The Chiefs, in fact, are the last team Tomlin has beaten in the postseason, back in 2016 in the Divisional Round. The week before that, they defeated a Miami Dolphins team led by Matt Moore in the Wild Card Round.

That year marked one of just three seasons in Tomlin’s 15 years in which he recorded multiple postseason victories—going 3-0 in 2008 with a Super Bowl title, 2-1 in 2010 with a Super Bowl loss, and 2-1 in 2016 with a conference finals appearance.

He, and the Steelers, are now 8-9 in the postseason over the span of the past 15 years.

But that’s actually not as bad as it sounds, and this really wasn’t the angle I intended to take until I looked up the data. His eight postseason wins over the past 15 years still ranks tied for the fifth-most in that span. Only the New England Patriots (18-10), the Green Bay Packers (12-10), the Seattle Seahawks (11-9), and the Baltimore Ravens (11-8) have more. They are tied with the San Francisco 49ers (8-4), the New York Giants (8-2), the New Orleans Saints (8-7), and the Kansas City Chiefs (8-7).

And before you go too far ahead of yourself pointing out low postseason loss totals, remember, that figure, unless you’re the Patriots, means you haven’t been to many postseasons. Take the Giants, for example. They are 8-2. They’ve won two Super Bowls in that span. They’ve only been to the postseason four times. That’s the only reason they have only two losses. They did very well in two of their four postseason runs, but they rarely even make it.

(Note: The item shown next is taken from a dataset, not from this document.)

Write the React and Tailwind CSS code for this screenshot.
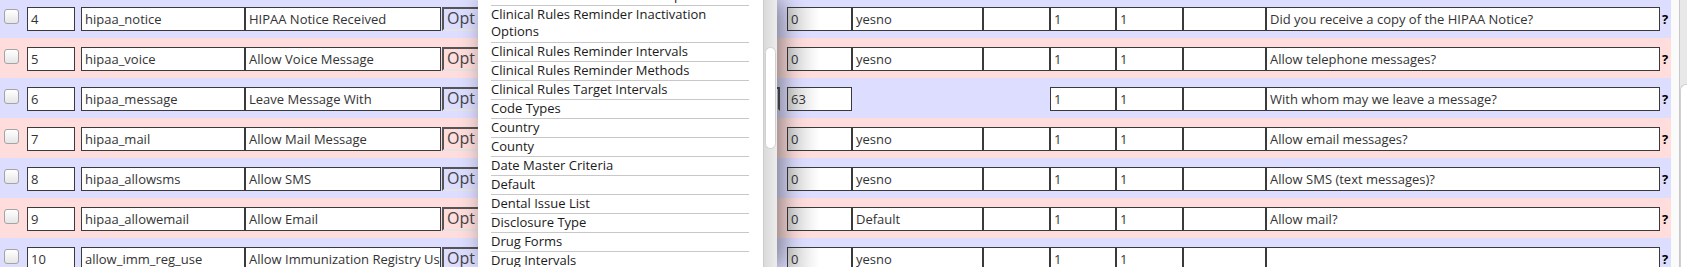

That is not a defense of Tomlin’s postseason record. While it is admirable that he has gotten his team to the playoffs as often as he has, it is an expectation of his job that he gets there every year. It’s also the expectations to go 3-0 or 4-0, if necessary, in the postseason every year. Obviously he was never going to go 45-0, but a losing record in the postseason is indefensible. Similar to Tony Dungy, who went 9-10 in the postseason in his career.